Sandy April 20, 2010, 8:39 AM

I think it’s a terrific idea whose time has come. Most bullied kids suffer in silence because they’re afraid to speak up. If a kid’s name appears on a list once or twice, maybe someone just doesn’t like him/her but if it shows up on multiple lists then the parents should be notified and supervision should be intensified to verify the situation.

Perhaps the teachers should have kept an eye on the potential bullies and caught them in the act rather than just act on the list. If my kid was considered a bully I would want to know - and parents who don’t want to be informed (and do something to stop the bullying) are part of the problem, not part of the solution.

JL April 20, 2010, 8:51 AM

GOOD FOR THAT PRINCIPAL! It is a wake-up call…a start..a way for the school to say, we are not going to stand for it! Bullying is not going to happen in our school! And of course the superintendent doesn’t have an answer as to how to help solve this problem! No one seems to have a solution…at least this principal made an attempted.
And don’t forget that young man who was honest! Yeah for him! His parent and the principal should be PROUD of him for stepping forward. HE needs to help the school work on ways to stop the bullying - this young man is the schools ticket to working on the problem.

Grynne April 22, 2010, 6:15 AM

I think this is a fantastic idea that needs to be tweaked. It sickens me to hear stories my daughters brings home from high school and I have access to her Facebook account and can see the progression of poor behavior for myself.
Girls are just as malicious mentally and emotionally as boys are physically. If teachers were not required to major in CYA I believe these situations would be handled sooner - before they became a newsworthy incident. Unfortunately I have found that the bully is a product of the parent and trying to address any situation is usually an eyeopener. Kudos to the teacher who had the strength of character to stand up for those who couldn’t - hope he can handle the fallout. Shame on the administrators that don’t back him up.

Celeste May 3, 2010, 3:40 PM

GREAT IDEA!! Anyone who remembers school remembers how awful certain bullies were and how teachers would most often do nothing to help.
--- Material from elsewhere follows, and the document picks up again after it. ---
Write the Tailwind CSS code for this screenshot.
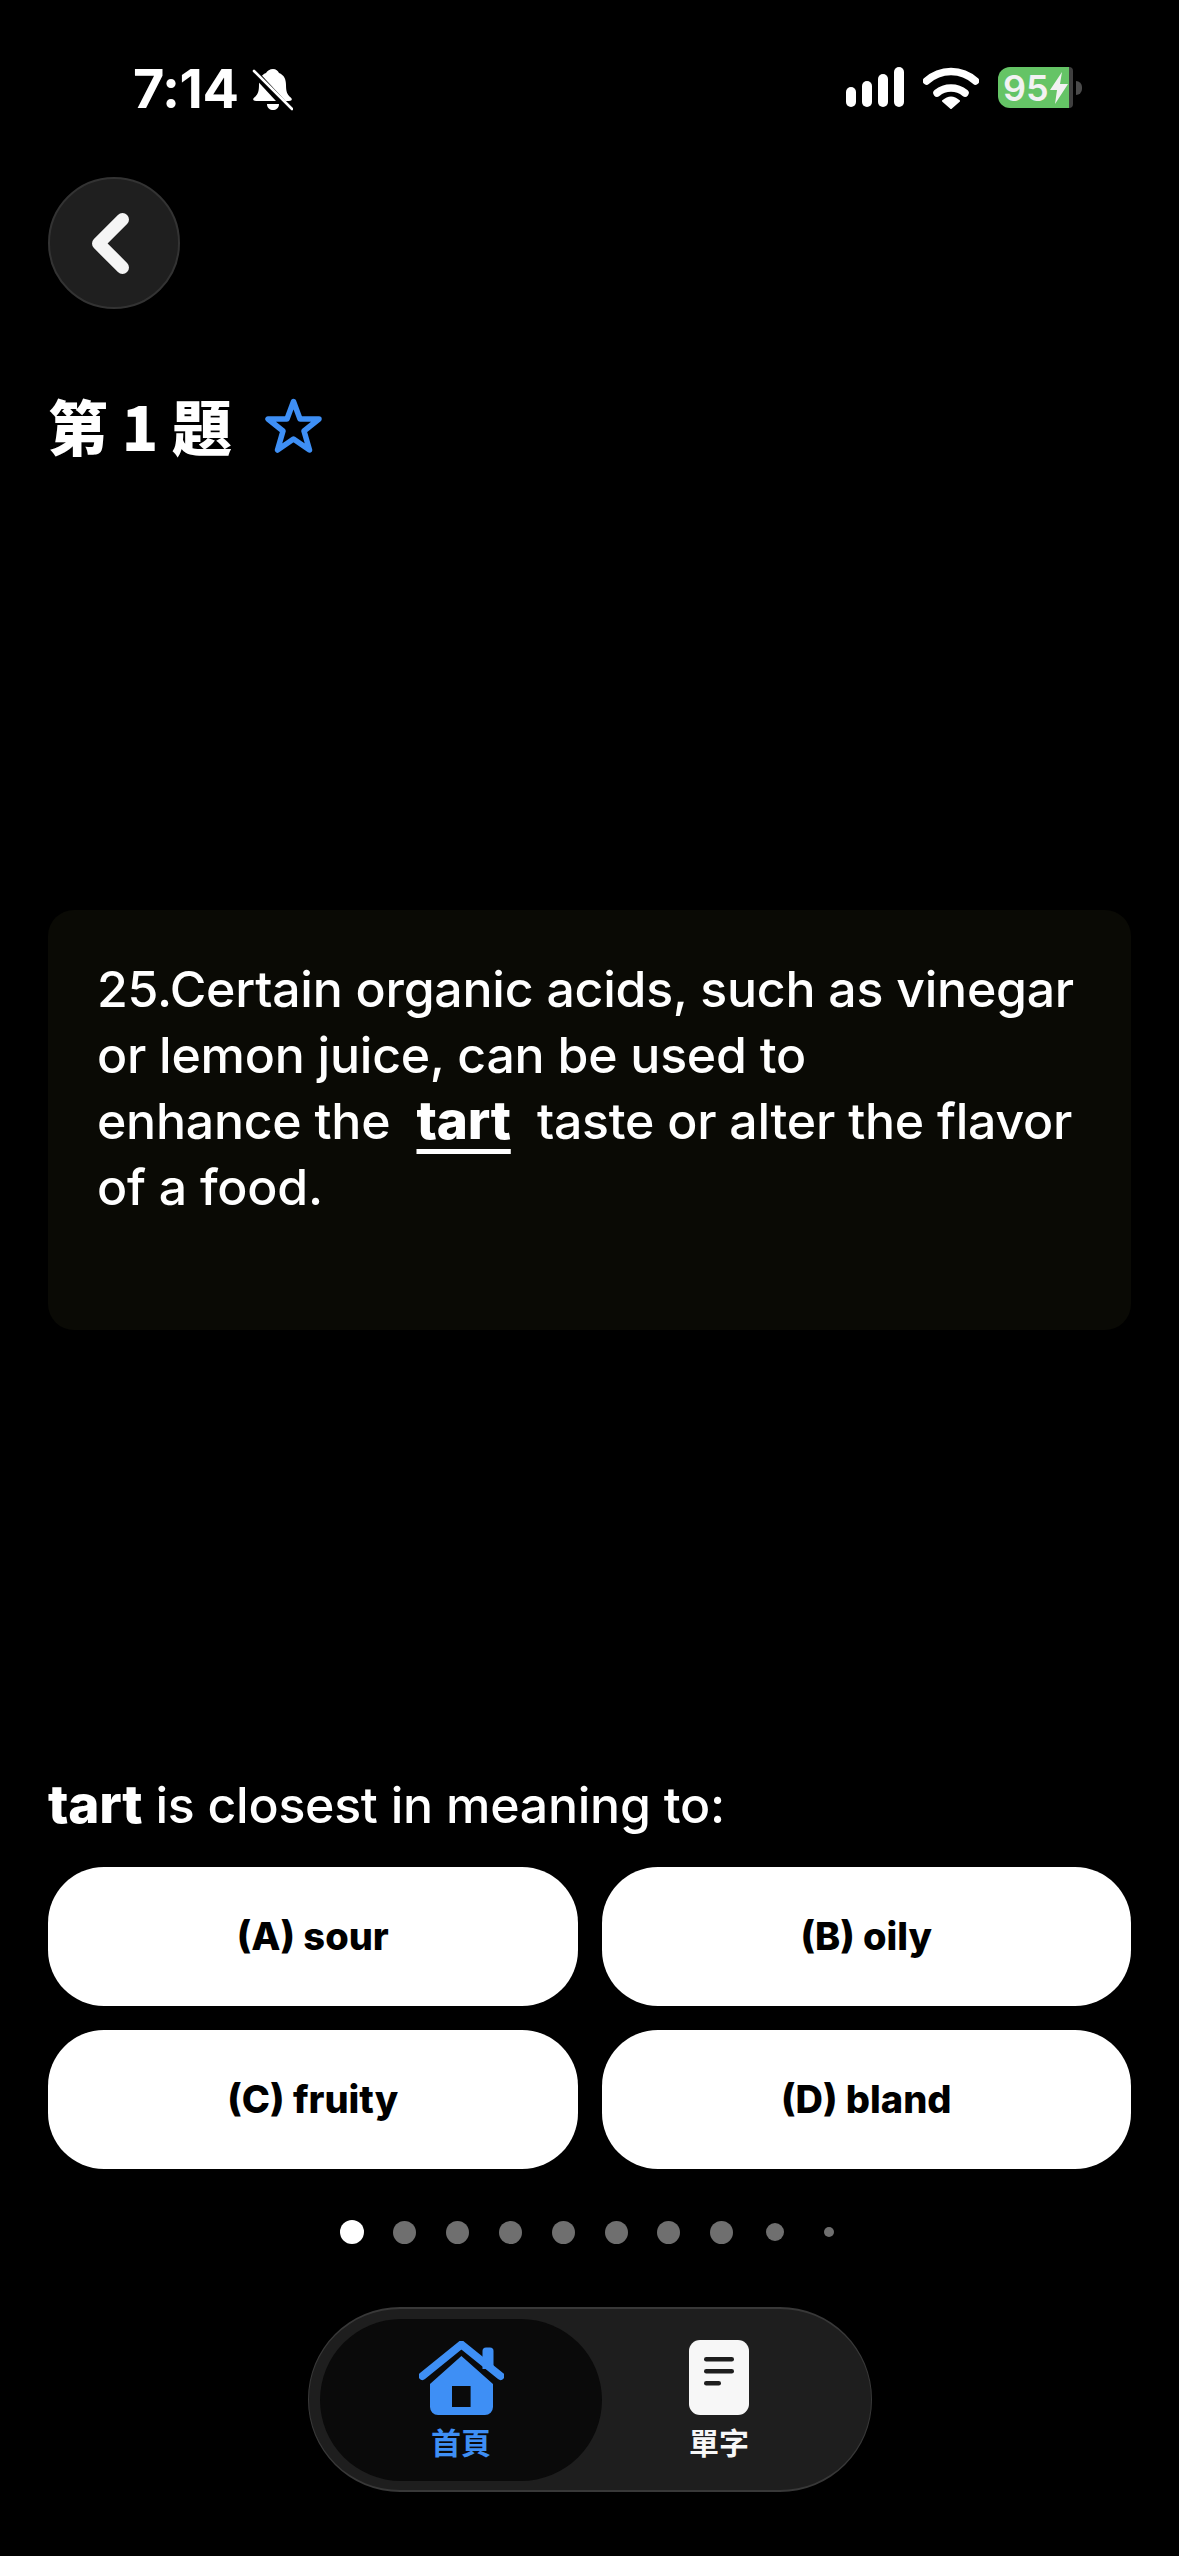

If my kid’s name was written down as a bully by her classmates, it would be a huge wake-up call. The mother who complained should spent her time teaching her kid that hurting other people should have consequences, not blaming the system for FINALLY empowering the victims with some acknowledgement and overt action.

Evon Balish January 3, 2011, 1:28 AM

Thanks for the interesting read! Happy New Year and keep up the great work in 2011!